──────── MATERIALS PROVIDED
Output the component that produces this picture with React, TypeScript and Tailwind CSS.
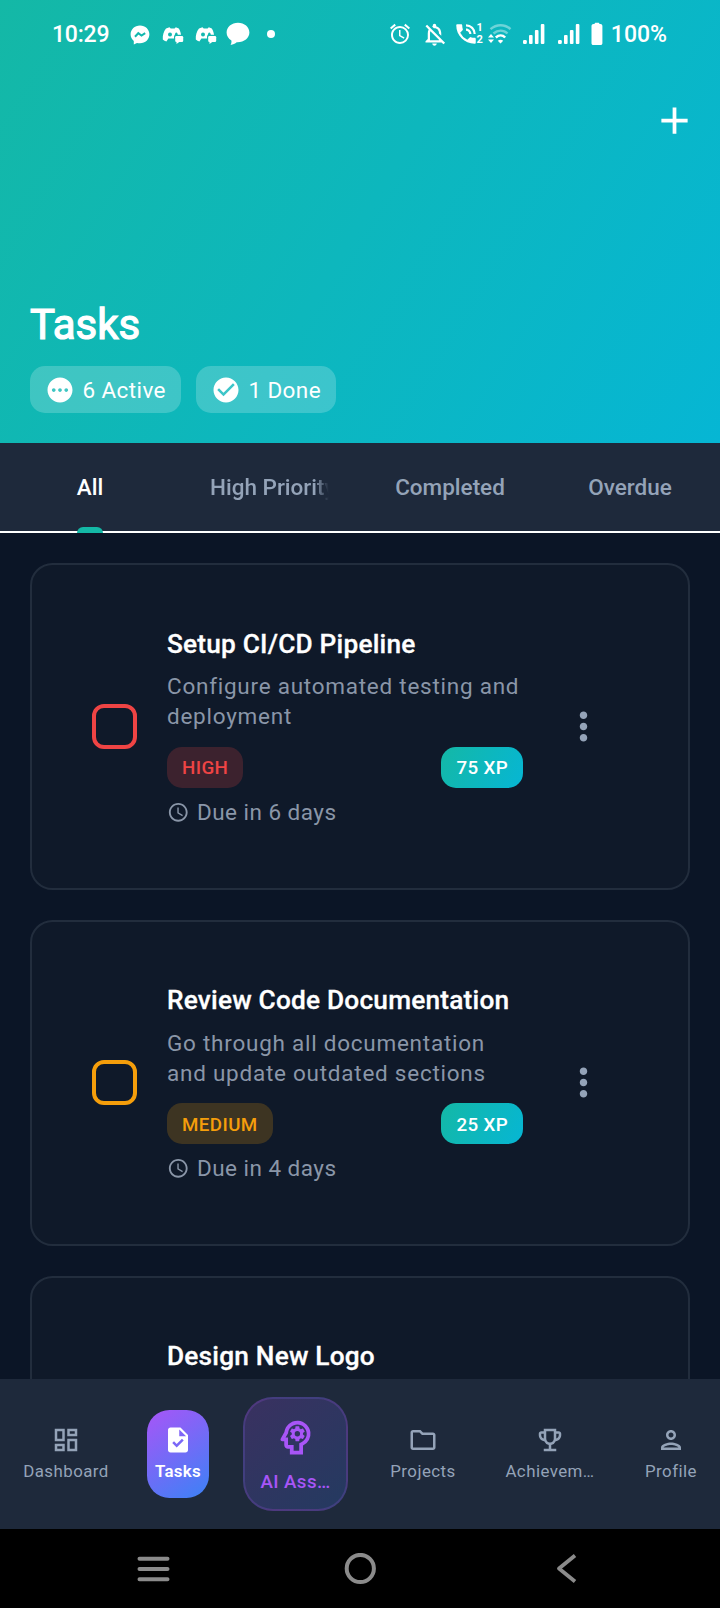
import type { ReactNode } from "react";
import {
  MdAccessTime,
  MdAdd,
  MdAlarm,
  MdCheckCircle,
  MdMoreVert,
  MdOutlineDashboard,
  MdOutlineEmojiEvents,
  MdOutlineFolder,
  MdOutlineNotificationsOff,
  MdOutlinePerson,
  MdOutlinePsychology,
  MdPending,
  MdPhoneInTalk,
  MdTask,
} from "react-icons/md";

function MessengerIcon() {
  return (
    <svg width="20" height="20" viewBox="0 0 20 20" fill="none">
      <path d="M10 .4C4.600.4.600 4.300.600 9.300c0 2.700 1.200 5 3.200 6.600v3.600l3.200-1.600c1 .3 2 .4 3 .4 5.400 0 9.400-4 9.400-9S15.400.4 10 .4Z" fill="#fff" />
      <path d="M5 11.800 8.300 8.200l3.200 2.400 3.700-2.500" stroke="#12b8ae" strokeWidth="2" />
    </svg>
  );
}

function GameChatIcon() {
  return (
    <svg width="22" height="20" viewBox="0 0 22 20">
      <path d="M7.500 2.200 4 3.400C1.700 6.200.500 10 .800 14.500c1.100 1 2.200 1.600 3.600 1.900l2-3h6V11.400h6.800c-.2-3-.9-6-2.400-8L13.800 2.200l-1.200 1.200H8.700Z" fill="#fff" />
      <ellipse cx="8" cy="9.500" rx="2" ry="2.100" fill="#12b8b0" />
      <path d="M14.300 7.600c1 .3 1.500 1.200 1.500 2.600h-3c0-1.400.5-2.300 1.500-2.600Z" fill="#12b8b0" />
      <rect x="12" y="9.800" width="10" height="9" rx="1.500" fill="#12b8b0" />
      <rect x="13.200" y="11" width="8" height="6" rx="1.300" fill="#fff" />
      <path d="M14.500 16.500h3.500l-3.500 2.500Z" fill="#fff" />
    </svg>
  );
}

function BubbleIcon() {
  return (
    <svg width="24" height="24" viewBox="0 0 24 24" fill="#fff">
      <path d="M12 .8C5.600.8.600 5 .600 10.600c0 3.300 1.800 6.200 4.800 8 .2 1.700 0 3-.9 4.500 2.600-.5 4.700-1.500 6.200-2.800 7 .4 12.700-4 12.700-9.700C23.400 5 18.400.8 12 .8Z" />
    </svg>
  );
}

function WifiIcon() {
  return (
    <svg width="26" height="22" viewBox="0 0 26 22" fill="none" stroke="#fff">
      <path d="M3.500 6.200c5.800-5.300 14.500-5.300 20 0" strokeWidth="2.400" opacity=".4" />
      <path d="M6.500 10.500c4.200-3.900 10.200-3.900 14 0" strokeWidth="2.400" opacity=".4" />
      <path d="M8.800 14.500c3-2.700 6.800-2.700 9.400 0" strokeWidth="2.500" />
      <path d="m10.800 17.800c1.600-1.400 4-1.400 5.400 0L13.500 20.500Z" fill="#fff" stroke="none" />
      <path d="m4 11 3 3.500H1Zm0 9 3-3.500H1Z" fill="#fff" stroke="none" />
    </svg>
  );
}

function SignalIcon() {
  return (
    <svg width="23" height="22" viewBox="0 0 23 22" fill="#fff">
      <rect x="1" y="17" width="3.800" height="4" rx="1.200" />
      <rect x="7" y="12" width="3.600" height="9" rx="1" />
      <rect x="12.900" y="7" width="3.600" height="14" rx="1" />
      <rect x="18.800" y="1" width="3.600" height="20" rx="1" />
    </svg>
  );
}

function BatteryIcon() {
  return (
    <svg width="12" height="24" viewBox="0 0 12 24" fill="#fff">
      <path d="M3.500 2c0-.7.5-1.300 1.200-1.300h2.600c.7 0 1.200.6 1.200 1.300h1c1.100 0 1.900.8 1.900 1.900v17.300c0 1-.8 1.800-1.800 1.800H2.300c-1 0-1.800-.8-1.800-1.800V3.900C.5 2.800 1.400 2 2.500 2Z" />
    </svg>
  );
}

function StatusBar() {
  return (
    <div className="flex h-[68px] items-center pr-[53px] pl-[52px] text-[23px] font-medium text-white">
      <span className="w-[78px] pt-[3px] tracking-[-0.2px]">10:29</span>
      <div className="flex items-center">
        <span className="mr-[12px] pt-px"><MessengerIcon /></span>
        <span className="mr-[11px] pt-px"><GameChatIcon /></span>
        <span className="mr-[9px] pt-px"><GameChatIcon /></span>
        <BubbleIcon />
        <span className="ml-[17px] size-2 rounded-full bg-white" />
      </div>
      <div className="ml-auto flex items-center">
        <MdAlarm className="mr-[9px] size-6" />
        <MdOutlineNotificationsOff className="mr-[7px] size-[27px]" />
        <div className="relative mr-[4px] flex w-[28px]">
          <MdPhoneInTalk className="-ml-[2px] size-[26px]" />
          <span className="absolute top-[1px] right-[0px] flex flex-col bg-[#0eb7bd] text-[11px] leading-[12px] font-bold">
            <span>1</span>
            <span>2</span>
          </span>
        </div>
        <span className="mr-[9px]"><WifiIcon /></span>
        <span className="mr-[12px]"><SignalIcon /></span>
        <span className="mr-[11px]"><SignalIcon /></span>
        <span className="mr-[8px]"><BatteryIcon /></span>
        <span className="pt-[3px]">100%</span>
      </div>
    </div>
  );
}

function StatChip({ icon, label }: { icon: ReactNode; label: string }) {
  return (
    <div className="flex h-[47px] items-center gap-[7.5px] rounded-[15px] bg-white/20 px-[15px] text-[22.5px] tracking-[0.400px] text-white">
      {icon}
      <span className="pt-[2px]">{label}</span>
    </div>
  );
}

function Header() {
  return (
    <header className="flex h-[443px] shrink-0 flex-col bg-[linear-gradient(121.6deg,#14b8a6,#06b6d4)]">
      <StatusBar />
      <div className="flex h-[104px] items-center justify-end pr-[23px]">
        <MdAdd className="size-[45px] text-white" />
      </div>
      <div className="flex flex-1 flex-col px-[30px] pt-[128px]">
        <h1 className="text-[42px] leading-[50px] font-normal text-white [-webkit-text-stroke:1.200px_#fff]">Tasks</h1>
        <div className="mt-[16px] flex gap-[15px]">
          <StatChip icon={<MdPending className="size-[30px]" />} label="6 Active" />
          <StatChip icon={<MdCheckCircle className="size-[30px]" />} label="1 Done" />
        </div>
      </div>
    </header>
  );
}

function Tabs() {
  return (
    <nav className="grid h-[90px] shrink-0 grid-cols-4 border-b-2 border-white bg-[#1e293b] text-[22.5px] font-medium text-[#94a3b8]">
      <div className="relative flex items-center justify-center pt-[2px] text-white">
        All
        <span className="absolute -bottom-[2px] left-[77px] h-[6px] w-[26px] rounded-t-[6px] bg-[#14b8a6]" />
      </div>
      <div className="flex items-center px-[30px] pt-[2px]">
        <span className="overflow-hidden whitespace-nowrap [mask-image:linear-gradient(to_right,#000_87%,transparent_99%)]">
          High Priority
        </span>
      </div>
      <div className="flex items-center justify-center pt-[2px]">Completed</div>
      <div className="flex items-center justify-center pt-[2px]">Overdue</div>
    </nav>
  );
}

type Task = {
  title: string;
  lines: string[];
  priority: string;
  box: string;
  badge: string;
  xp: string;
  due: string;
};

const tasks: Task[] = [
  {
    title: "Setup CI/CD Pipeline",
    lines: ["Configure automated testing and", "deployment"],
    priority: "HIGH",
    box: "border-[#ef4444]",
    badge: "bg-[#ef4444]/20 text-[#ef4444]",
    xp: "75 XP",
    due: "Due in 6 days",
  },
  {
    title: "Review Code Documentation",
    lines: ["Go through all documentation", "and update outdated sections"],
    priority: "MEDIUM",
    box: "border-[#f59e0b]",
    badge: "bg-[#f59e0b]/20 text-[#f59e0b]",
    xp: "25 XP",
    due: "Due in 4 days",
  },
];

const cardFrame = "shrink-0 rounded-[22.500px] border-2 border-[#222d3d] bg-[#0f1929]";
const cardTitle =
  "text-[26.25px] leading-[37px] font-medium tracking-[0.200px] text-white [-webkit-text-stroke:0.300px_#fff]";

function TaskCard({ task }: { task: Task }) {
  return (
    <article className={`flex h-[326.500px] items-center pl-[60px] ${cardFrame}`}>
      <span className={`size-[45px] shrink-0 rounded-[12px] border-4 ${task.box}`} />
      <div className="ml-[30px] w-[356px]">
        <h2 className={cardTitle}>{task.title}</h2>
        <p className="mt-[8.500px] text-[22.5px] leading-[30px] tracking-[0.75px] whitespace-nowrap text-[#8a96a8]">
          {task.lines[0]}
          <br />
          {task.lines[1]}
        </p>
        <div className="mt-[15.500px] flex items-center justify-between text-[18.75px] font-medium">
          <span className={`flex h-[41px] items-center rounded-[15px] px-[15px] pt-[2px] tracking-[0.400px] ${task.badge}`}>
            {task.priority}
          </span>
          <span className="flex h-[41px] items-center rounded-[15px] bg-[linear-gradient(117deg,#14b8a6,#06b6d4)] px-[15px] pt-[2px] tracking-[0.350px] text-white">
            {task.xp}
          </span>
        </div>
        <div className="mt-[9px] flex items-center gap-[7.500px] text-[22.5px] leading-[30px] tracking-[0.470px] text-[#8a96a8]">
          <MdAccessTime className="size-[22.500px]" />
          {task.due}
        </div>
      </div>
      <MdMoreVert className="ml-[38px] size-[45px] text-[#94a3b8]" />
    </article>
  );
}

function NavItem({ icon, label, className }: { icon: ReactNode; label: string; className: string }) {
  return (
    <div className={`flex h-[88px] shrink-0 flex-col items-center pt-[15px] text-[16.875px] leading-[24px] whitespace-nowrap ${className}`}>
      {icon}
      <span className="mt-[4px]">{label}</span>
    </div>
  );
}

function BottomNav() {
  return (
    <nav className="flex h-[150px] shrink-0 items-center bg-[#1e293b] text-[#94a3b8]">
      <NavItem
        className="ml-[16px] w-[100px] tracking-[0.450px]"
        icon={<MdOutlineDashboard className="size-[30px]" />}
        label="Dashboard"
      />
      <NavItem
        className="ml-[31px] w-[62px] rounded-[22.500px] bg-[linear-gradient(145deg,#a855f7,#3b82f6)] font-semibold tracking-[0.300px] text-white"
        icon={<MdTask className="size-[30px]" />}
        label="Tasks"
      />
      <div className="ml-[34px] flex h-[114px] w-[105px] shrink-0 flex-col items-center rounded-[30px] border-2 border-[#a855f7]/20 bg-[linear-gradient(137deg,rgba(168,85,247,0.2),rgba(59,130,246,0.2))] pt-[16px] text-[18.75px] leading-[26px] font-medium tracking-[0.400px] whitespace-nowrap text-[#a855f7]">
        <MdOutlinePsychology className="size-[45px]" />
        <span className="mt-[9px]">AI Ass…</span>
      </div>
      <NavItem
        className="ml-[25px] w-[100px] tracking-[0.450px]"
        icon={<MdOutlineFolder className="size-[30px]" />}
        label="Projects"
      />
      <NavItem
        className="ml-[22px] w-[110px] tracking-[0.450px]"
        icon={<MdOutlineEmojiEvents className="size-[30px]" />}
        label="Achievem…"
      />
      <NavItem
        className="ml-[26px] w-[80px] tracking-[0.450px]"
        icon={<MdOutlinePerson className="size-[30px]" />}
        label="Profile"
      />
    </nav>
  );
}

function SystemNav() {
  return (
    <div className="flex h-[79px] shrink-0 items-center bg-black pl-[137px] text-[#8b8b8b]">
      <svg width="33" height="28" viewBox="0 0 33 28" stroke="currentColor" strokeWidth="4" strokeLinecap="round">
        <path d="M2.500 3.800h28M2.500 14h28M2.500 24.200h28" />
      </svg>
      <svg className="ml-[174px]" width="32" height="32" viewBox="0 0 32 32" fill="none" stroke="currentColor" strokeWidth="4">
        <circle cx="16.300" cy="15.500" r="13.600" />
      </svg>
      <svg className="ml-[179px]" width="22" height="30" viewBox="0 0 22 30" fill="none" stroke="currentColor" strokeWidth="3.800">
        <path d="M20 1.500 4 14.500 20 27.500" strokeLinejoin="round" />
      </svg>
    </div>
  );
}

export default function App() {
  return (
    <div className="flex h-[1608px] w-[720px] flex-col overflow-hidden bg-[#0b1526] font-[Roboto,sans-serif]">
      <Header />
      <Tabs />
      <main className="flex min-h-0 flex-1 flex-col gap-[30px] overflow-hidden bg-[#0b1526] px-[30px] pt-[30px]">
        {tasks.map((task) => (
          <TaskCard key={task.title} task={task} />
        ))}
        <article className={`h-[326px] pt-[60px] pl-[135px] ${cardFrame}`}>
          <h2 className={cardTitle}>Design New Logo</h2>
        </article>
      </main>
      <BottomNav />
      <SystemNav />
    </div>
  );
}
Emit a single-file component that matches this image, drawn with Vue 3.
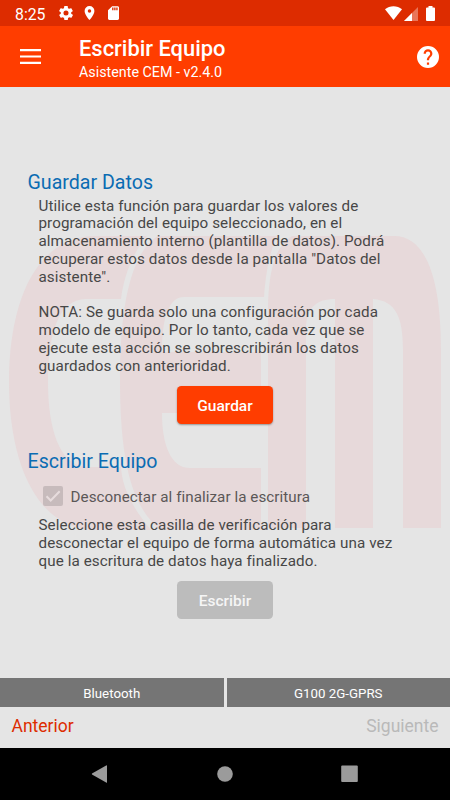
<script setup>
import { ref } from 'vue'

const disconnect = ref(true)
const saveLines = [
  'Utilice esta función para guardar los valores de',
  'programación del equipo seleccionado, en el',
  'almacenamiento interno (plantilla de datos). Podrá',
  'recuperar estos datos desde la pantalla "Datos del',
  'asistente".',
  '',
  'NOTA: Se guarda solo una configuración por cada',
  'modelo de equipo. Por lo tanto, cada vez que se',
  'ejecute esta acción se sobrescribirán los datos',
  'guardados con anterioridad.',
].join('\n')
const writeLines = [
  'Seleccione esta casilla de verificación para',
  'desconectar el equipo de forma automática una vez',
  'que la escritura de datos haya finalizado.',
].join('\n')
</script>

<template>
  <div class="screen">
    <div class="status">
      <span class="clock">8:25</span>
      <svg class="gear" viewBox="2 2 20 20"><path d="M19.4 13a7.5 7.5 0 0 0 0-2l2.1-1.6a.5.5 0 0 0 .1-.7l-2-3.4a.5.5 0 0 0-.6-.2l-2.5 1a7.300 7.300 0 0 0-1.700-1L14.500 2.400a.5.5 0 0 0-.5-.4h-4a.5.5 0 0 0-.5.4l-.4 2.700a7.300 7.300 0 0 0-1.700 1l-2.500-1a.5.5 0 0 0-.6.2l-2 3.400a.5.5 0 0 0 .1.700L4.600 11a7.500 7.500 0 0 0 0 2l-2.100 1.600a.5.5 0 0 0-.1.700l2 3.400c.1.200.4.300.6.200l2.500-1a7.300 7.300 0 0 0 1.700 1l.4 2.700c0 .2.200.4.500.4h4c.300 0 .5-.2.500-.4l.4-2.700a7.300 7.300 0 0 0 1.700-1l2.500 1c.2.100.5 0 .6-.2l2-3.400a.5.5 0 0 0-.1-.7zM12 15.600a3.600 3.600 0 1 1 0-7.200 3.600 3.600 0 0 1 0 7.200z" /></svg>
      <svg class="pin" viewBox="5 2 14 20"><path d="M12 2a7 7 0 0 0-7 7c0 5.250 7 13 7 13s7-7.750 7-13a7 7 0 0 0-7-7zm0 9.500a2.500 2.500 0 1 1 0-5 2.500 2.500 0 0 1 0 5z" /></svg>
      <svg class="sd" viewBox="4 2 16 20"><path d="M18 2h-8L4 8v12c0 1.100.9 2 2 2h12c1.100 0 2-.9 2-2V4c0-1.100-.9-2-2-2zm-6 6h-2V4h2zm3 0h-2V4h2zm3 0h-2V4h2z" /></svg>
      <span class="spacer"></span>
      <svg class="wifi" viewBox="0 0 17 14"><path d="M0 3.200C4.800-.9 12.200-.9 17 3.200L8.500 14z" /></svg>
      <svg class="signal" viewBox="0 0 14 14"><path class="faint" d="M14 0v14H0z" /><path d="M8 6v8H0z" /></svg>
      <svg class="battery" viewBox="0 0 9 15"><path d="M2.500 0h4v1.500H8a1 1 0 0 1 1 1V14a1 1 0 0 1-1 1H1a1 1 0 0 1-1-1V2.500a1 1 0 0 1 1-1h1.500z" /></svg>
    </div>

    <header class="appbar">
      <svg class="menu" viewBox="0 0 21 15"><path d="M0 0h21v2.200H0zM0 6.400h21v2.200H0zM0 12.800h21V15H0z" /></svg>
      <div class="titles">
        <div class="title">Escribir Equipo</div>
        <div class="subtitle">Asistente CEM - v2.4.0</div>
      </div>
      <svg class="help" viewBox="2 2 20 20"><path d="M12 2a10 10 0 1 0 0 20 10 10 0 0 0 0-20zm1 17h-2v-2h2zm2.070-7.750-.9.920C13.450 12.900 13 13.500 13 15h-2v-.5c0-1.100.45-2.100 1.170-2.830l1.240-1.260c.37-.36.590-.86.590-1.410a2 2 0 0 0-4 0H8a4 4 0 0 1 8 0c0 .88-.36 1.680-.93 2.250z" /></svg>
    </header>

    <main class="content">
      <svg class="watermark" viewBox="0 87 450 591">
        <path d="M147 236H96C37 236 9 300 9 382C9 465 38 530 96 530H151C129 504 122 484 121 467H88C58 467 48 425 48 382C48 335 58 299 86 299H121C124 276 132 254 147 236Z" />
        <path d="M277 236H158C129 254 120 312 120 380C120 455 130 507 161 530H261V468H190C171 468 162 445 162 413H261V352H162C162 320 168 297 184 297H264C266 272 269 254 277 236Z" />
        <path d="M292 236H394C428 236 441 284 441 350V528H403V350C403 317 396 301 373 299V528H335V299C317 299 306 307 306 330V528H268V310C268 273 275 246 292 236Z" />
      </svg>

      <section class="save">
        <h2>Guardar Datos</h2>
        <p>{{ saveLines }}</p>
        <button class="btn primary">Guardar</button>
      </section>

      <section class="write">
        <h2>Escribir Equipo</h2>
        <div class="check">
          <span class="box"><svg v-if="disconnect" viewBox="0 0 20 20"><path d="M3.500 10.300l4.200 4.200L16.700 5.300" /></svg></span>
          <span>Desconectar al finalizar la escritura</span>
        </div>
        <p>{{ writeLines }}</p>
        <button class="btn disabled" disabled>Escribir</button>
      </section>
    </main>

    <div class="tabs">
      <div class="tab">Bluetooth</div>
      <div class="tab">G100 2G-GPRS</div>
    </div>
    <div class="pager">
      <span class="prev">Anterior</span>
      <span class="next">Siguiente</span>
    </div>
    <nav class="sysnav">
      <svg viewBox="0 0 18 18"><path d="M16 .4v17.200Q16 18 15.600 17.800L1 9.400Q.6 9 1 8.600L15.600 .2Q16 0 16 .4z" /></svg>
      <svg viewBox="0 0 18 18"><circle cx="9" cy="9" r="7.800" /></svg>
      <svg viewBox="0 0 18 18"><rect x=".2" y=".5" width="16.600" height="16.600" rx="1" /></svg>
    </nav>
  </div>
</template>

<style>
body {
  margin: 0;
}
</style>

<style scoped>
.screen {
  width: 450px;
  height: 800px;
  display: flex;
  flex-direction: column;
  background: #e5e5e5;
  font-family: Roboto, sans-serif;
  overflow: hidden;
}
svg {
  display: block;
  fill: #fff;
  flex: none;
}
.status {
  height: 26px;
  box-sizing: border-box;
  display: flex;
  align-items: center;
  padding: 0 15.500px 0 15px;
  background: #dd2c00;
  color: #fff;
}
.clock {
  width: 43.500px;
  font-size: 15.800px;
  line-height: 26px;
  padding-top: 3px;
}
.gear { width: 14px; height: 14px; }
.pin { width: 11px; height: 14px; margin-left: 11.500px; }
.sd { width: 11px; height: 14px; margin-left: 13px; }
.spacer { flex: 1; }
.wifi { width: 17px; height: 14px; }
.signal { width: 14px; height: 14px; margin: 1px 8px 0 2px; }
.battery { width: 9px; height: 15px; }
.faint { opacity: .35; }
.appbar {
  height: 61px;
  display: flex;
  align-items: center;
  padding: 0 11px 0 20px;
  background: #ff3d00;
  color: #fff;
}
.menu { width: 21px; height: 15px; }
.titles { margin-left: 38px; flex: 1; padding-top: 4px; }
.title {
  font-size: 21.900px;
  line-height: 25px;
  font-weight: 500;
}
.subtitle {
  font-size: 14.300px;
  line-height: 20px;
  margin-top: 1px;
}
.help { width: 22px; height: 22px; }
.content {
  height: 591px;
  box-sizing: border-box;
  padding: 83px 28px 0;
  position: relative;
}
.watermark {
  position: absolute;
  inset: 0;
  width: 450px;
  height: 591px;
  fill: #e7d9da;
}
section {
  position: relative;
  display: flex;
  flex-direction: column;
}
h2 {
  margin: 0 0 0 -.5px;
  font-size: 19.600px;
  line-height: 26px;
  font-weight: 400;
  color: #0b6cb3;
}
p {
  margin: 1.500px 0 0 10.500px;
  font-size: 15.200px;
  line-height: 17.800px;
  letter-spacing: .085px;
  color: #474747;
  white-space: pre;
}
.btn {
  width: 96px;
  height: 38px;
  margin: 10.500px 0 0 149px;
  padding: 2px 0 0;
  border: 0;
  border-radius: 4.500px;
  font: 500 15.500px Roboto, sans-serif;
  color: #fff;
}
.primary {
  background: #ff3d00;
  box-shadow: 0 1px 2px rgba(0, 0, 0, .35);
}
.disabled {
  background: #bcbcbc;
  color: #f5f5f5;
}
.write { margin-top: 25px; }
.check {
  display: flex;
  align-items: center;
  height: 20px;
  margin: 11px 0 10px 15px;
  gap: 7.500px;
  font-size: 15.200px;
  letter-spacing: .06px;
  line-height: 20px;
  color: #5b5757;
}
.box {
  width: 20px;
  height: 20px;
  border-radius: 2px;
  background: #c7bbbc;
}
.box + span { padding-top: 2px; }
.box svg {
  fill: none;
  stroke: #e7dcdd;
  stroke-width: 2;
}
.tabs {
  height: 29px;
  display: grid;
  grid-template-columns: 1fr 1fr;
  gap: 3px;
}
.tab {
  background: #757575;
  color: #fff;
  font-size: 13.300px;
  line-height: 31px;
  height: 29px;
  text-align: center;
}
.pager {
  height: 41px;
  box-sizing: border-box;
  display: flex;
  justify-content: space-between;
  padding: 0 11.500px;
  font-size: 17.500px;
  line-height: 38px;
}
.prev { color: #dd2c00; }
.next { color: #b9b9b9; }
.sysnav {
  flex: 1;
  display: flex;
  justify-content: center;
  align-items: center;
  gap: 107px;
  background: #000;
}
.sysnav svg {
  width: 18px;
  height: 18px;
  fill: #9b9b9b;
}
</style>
────────────────
Using the records above, list each line that includes "image".

        <span className="overflow-hidden whitespace-nowrap [mask-image:linear-gradient(to_right,#000_87%,transparent_99%)]">
Emit a single-file component that matches this image, drawn with Vue 3.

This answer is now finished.